> Given request
Using the listing below, output only the lines from the one that contains "Convert this screenshot" through the one that contains "#f4f4f4 0px, #f4f4f4", inclusive, exactly as given and without images.

Front-end source files:
========

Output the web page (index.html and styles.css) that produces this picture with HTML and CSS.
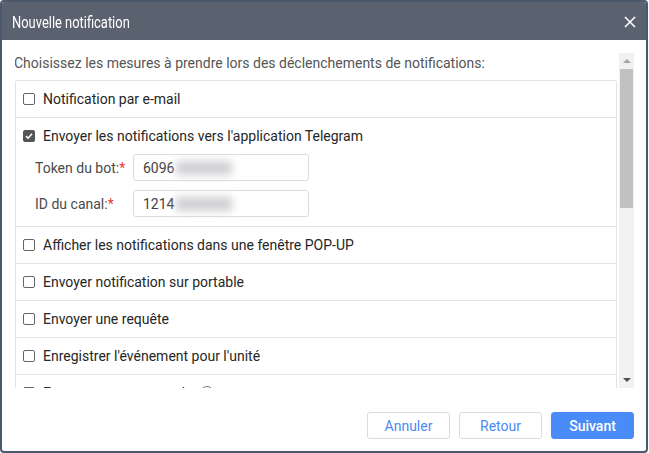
FILE: index.html
```html
<!DOCTYPE html>
<html lang="fr">
<head>
<meta charset="utf-8">
<title>Nouvelle notification</title>
<link rel="stylesheet" href="styles.css">
</head>
<body>
<div class="dialog">
  <div class="header">
    <span class="title">Nouvelle notification</span>
    <svg class="close" width="12" height="12" viewBox="0 0 12 12"><path d="M1 1L11 11M11 1L1 11" stroke="#fff" stroke-width="1.6" fill="none"/></svg>
  </div>
  <div class="body">
    <div class="scroll">
      <div class="content">
        <p class="intro">Choisissez les mesures à prendre lors des déclenchements de notifications:</p>
        <div class="list">
          <div class="row"><span class="cb"></span><span class="label">Notification par e-mail</span></div>
          <div class="row-open">
            <div class="row-head"><span class="cb cb-on"><svg width="8" height="8" viewBox="0 0 8 8"><path d="M1 4.2L3.1 6.2L7 1.8" stroke="#fff" stroke-width="1.6" fill="none"/></svg></span><span class="label">Envoyer les notifications vers l'application Telegram</span></div>
            <div class="field"><span class="flabel">Token du bot:<span class="req">*</span></span><div class="input">6096<span class="blur"></span></div></div>
            <div class="field"><span class="flabel">ID du canal:<span class="req">*</span></span><div class="input">1214<span class="blur"></span></div></div>
          </div>
          <div class="row"><span class="cb"></span><span class="label">Afficher les notifications dans une fenêtre POP-UP</span></div>
          <div class="row"><span class="cb"></span><span class="label">Envoyer notification sur portable</span></div>
          <div class="row"><span class="cb"></span><span class="label">Envoyer une requête</span></div>
          <div class="row"><span class="cb"></span><span class="label">Enregistrer l'événement pour l'unité</span></div>
          <div class="row"><span class="cb"></span><span class="label">Envoyer une commande</span><span class="info">i</span></div>
        </div>
      </div>
      <div class="scrollbar">
        <div class="sb-btn"><span class="tri-up"></span></div>
        <div class="sb-thumb"></div>
        <div class="sb-rest"></div>
        <div class="sb-btn"><span class="tri-down"></span></div>
      </div>
    </div>
  </div>
  <div class="footer">
    <button class="btn">Annuler</button>
    <button class="btn">Retour</button>
    <button class="btn btn-primary">Suivant</button>
  </div>
</div>
</body>
</html>
```
FILE: styles.css
```css
html, body {
  margin: 0;
  padding: 0;
  background: #fff;
}
body {
  font-family: Roboto, "Noto Sans", sans-serif;
  font-size: 14px;
  color: #333;
}
.dialog {
  width: 648px;
  height: 453px;
  box-sizing: border-box;
  border: 2px solid #4c586d;
  border-radius: 4px;
  display: flex;
  flex-direction: column;
  overflow: hidden;
  background: #fff;
}
.header {
  height: 38px;
  flex: none;
  background: #5a616f;
  display: flex;
  align-items: center;
  justify-content: space-between;
  padding: 0 10px 0 10px;
}
.title {
  color: #fff;
  font-size: 17px;
  display: inline-block;
  transform: scaleX(0.76);
  transform-origin: left center;
  margin-top: 1px;
}
.close {
  display: block;
  margin-top: 2px;
}
.body {
  padding: 13px 12px 0 13px;
  flex: none;
}
.scroll {
  height: 335px;
  display: flex;
  overflow: hidden;
}
.content {
  width: 602px;
  flex: none;
}
.intro {
  margin: 0 0 7px -1px;
  line-height: 20px;
  color: #555;
  font-size: 14px;
}
.list {
  border: 1px solid #e3e3e3;
  border-bottom: none;
  border-radius: 3px 3px 0 0;
}
.row, .row-head {
  height: 36px;
  display: flex;
  align-items: center;
  padding-left: 7px;
}
.row {
  border-bottom: 1px solid #e3e3e3;
}
.row-open {
  border-bottom: 1px solid #e3e3e3;
  padding-bottom: 9px;
}
.cb {
  width: 12px;
  height: 12px;
  box-sizing: border-box;
  border: 1px solid #666;
  border-radius: 2px;
  flex: none;
  display: flex;
  align-items: center;
  justify-content: center;
}
.cb-on {
  background: #555;
  border-color: #555;
}
.cb-on svg {
  display: block;
}
.label {
  margin-left: 8px;
  color: #262626;
  line-height: 16px;
}
.field {
  display: flex;
  align-items: center;
  padding-left: 19px;
}
.field + .field {
  margin-top: 9px;
}
.flabel {
  width: 98px;
  color: #4a4a4a;
}
.req {
  color: #e53935;
}
.input {
  width: 176px;
  height: 27px;
  box-sizing: border-box;
  border: 1px solid #dcdcdc;
  border-radius: 3px;
  padding-left: 9px;
  display: flex;
  align-items: center;
  color: #444;
}
.blur {
  display: inline-block;
  width: 56px;
  height: 14px;
  background: #d0d0d4;
  filter: blur(4px);
  margin-left: 2px;
}
.info {
  width: 12px;
  height: 12px;
  border: 1px solid #777;
  border-radius: 50%;
  font-size: 9px;
  line-height: 12px;
  text-align: center;
  color: #777;
  margin-left: 8px;
}
.scrollbar {
  width: 15px;
  margin-left: 2px;
  flex: none;
  background: #f1f1f1;
  display: flex;
  flex-direction: column;
}
.sb-btn {
  height: 16px;
  flex: none;
  display: flex;
  align-items: center;
  justify-content: center;
}
.tri-up {
  width: 0;
  height: 0;
  border-left: 4px solid transparent;
  border-right: 4px solid transparent;
  border-bottom: 4px solid #a3a3a3;
}
.tri-down {
  width: 0;
  height: 0;
  border-left: 4px solid transparent;
  border-right: 4px solid transparent;
  border-top: 4px solid #505050;
}
.sb-thumb {
  height: 139px;
  margin: 0 1px;
  background: #c1c1c1;
  flex: none;
}
.sb-rest {
  flex: 1;
}
.footer {
  flex: 1;
  display: flex;
  justify-content: flex-end;
  align-items: flex-start;
  padding: 24px 12px 0 0;
  gap: 9px;
}
.btn {
  width: 83px;
  height: 27px;
  box-sizing: border-box;
  border: 1px solid #dcdcdc;
  border-radius: 3px;
  background: #fff;
  color: #4a8af4;
  font-family: Roboto, "Noto Sans", sans-serif;
  font-size: 14px;
  padding: 0;
}
.btn-primary {
  background: #4a8cf7;
  border-color: #4a8cf7;
  color: #fff;
  font-weight: 500;
}
```
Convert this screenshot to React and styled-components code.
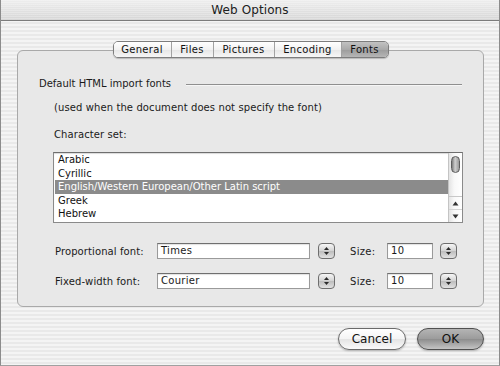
import React from 'react';
import styled, { createGlobalStyle } from 'styled-components';

const GlobalStyle = createGlobalStyle`
  html, body {
    margin: 0;
    padding: 0;
    background: #ffffff;
  }
  body {
    font-family: "DejaVu Sans", "Liberation Sans", sans-serif;
    font-size: 10px;
    color: #1a1a1a;
  }
`;

const tabs = ['General', 'Files', 'Pictures', 'Encoding', 'Fonts'];
const charsets = ['Arabic', 'Cyrillic', 'English/Western European/Other Latin script', 'Greek', 'Hebrew'];

const pinstripe = `repeating-linear-gradient(to bottom, #f4f4f4 0px, #f4f4f4 2px, #e9e9e9 2px, #e9e9e9 4px)`;

const Window = styled.div`
  width: 500px;
  height: 366px;
  box-sizing: border-box;
  border-left: 1px solid #8c8c8c;
  border-right: 1px solid #8c8c8c;
  border-bottom: 1px solid #a0a0a0;
  background: ${pinstripe};
  display: flex;
  flex-direction: column;
`;

const TitleBar = styled.div`
  height: 20px;
  border-bottom: 1px solid #7c7c7c;
  background:
    repeating-linear-gradient(to bottom, rgba(255,255,255,0.25) 0 1px, rgba(0,0,0,0) 1px 2px),
    linear-gradient(to bottom, #eeeeee, #d6d6d6);
  display: flex;
  align-items: center;
  justify-content: center;
  font-size: 12px;
  color: #202020;
  letter-spacing: 0.1px;
`;

const Body = styled.div`
  display: flex;
  flex-direction: column;
  padding: 20px 15px 0 16px;
`;

const TabBar = styled.div`
  display: flex;
  justify-content: center;
  margin-bottom: -8px;
  position: relative;
  z-index: 1;
`;

const Tabs = styled.div`
  display: flex;
  height: 17px;
  box-sizing: border-box;
  border: 1px solid #7d7d7d;
  border-radius: 5px;
  overflow: hidden;
  box-shadow: 0 1px 1px rgba(0,0,0,0.2);
`;

const Tab = styled.div`
  width: ${p => p.$w}px;
  display: flex;
  align-items: center;
  justify-content: center;
  box-sizing: border-box;
  border-left: ${p => (p.$first ? 'none' : '1px solid #a2a2a2')};
  font-size: 10px;
  letter-spacing: 0.3px;
  color: #111;
  background: ${p => (p.$active
    ? 'linear-gradient(to bottom, #c2c2c2 0%, #a9a9a9 50%, #9b9b9b 51%, #b6b6b6 100%)'
    : 'linear-gradient(to bottom, #ffffff 0%, #f2f2f2 50%, #e6e6e6 51%, #f6f6f6 100%)')};
`;

const GroupBox = styled.div`
  height: 257px;
  box-sizing: border-box;
  border: 1px solid #a9a9a9;
  border-radius: 6px;
  background: #e8e8e8;
  display: flex;
  flex-direction: column;
  padding-top: 26px;
`;

const SectionHeader = styled.div`
  display: flex;
  align-items: center;
  height: 13px;
  margin: 0 21px 0 21px;
`;

const HeaderRule = styled.div`
  flex: 1;
  margin-left: 15px;
  margin-top: 3px;
  border-top: 1px solid #8f8f8f;
  border-bottom: 1px solid #f6f6f6;
`;

const Label = styled.div`
  height: 13px;
  line-height: 13px;
  margin-left: ${p => p.$left}px;
  margin-top: ${p => p.$top}px;
  letter-spacing: 0.1px;
`;

const ListBox = styled.div`
  margin: 11px 0 0 35px;
  width: 410px;
  height: 71px;
  box-sizing: border-box;
  border: 1px solid #8a8a8a;
  border-top-color: #6e6e6e;
  background: #ffffff;
  display: flex;
  box-shadow: inset 0 1px 1px rgba(0,0,0,0.15);
`;

const Items = styled.div`
  flex: 1;
  padding-left: 1px;
  display: flex;
  flex-direction: column;
`;

const Item = styled.div`
  height: 13.5px;
  line-height: 13.5px;
  padding-left: 3px;
  color: ${p => (p.$selected ? '#ffffff' : '#111')};
  background: ${p => (p.$selected ? '#8b8b8b' : 'transparent')};
  white-space: nowrap;
`;

const ScrollBar = styled.div`
  width: 14px;
  box-sizing: border-box;
  border-left: 1px solid #c4c4c4;
  background: linear-gradient(to right, #e4e4e4, #f8f8f8 40%, #ffffff);
  display: flex;
  flex-direction: column;
  align-items: center;
`;

const Thumb = styled.div`
  width: 9px;
  height: 17px;
  margin-top: 3px;
  box-sizing: border-box;
  border: 1px solid #5e5e5e;
  border-radius: 5px;
  background: linear-gradient(to right, #7c7c7c, #cfcfcf 45%, #9a9a9a);
`;

const Arrows = styled.div`
  margin-top: auto;
  width: 100%;
  display: flex;
  flex-direction: column;
  border-top: 1px solid #c8c8c8;
`;

const ArrowCell = styled.div`
  height: 12px;
  display: flex;
  align-items: center;
  justify-content: center;
  border-top: ${p => (p.$divided ? '1px solid #d4d4d4' : 'none')};
`;

const FontRow = styled.div`
  display: flex;
  align-items: center;
  height: 16px;
  margin: ${p => p.$top}px 0 0 37px;
`;

const RowLabel = styled.div`
  width: 102px;
  letter-spacing: 0.1px;
`;

const TextInput = styled.div`
  width: ${p => p.$w}px;
  height: 16px;
  box-sizing: border-box;
  border: 1px solid #9a9a9a;
  border-top-color: #6f6f6f;
  background: #ffffff;
  box-shadow: inset 0 1px 1px rgba(0,0,0,0.12);
  padding-left: 3px;
  line-height: 14px;
  letter-spacing: 0.3px;
`;

const Stepper = styled.div`
  width: 17px;
  height: 16px;
  margin-left: ${p => p.$left}px;
  box-sizing: border-box;
  border: 1px solid #6d6d6d;
  border-radius: 4px;
  background: linear-gradient(to bottom, #f6f6f6, #d2d2d2 50%, #bcbcbc 51%, #e2e2e2);
  display: flex;
  align-items: center;
  justify-content: center;
`;

const SizeLabel = styled.div`
  width: 37px;
  margin-left: 15px;
  letter-spacing: 0.3px;
`;

const ButtonRow = styled.div`
  display: flex;
  justify-content: flex-end;
  gap: 11px;
  margin-top: 21px;
`;

const PushButton = styled.div`
  width: ${p => p.$w}px;
  height: 22px;
  box-sizing: border-box;
  border: 1px solid ${p => (p.$default ? '#4f4f4f' : '#6a6a6a')};
  border-radius: 11px;
  display: flex;
  align-items: center;
  justify-content: center;
  font-size: 12px;
  color: #111;
  box-shadow: 0 1px 2px rgba(0,0,0,0.25);
  background: ${p => (p.$default
    ? 'linear-gradient(to bottom, #b4b4b4 0%, #9b9b9b 50%, #8d8d8d 51%, #c4c4c4 100%)'
    : 'linear-gradient(to bottom, #ffffff 0%, #f4f4f4 50%, #e4e4e4 51%, #fafafa 100%)')};
`;

function StepperIcon() {
  return (
    <svg width="7" height="10" viewBox="0 0 7 10">
      <path d="M3.5 1 L6 4 H1 Z" fill="#2a2a2a" />
      <path d="M3.5 9 L6 6 H1 Z" fill="#2a2a2a" />
    </svg>
  );
}

function Arrow({ down }) {
  return (
    <svg width="7" height="5" viewBox="0 0 7 5">
      <path d={down ? 'M0.5 0.5 H6.5 L3.5 4.5 Z' : 'M3.5 0.5 L6.5 4.5 H0.5 Z'} fill="#333" />
    </svg>
  );
}

function FontField({ top, label, value }) {
  return (
    <FontRow $top={top}>
      <RowLabel>{label}</RowLabel>
      <TextInput $w={153}>{value}</TextInput>
      <Stepper $left={8}><StepperIcon /></Stepper>
      <SizeLabel>Size:</SizeLabel>
      <TextInput $w={46}>10</TextInput>
      <Stepper $left={7}><StepperIcon /></Stepper>
    </FontRow>
  );
}

export default function App() {
  const widths = [57, 42, 61, 67, 47];
  return (
    <>
      <GlobalStyle />
      <Window>
        <TitleBar>Web Options</TitleBar>
        <Body>
          <TabBar>
            <Tabs>
              {tabs.map((t, i) => (
                <Tab key={t} $w={widths[i]} $first={i === 0} $active={t === 'Fonts'}>{t}</Tab>
              ))}
            </Tabs>
          </TabBar>
          <GroupBox>
            <SectionHeader>
              Default HTML import fonts
              <HeaderRule />
            </SectionHeader>
            <Label $left={36} $top={11}>(used when the document does not specify the font)</Label>
            <Label $left={36} $top={14}>Character set:</Label>
            <ListBox>
              <Items>
                {charsets.map((c, i) => (
                  <Item key={c} $selected={i === 2}>{c}</Item>
                ))}
              </Items>
              <ScrollBar>
                <Thumb />
                <Arrows>
                  <ArrowCell><Arrow /></ArrowCell>
                  <ArrowCell $divided><Arrow down /></ArrowCell>
                </Arrows>
              </ScrollBar>
            </ListBox>
            <FontField top={20} label="Proportional font:" value="Times" />
            <FontField top={14} label="Fixed-width font:" value="Courier" />
          </GroupBox>
          <ButtonRow>
            <PushButton $w={68}>Cancel</PushButton>
            <PushButton $w={67} $default>OK</PushButton>
          </ButtonRow>
        </Body>
      </Window>
    </>
  );
}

========

> Result for this task
Convert this screenshot to React and styled-components code.
import React from 'react';
import styled, { createGlobalStyle } from 'styled-components';

const GlobalStyle = createGlobalStyle`
  html, body {
    margin: 0;
    padding: 0;
    background: #ffffff;
  }
  body {
    font-family: "DejaVu Sans", "Liberation Sans", sans-serif;
    font-size: 10px;
    color: #1a1a1a;
  }
`;

const tabs = ['General', 'Files', 'Pictures', 'Encoding', 'Fonts'];
const charsets = ['Arabic', 'Cyrillic', 'English/Western European/Other Latin script', 'Greek', 'Hebrew'];

const pinstripe = `repeating-linear-gradient(to bottom, #f4f4f4 0px, #f4f4f4 2px, #e9e9e9 2px, #e9e9e9 4px)`;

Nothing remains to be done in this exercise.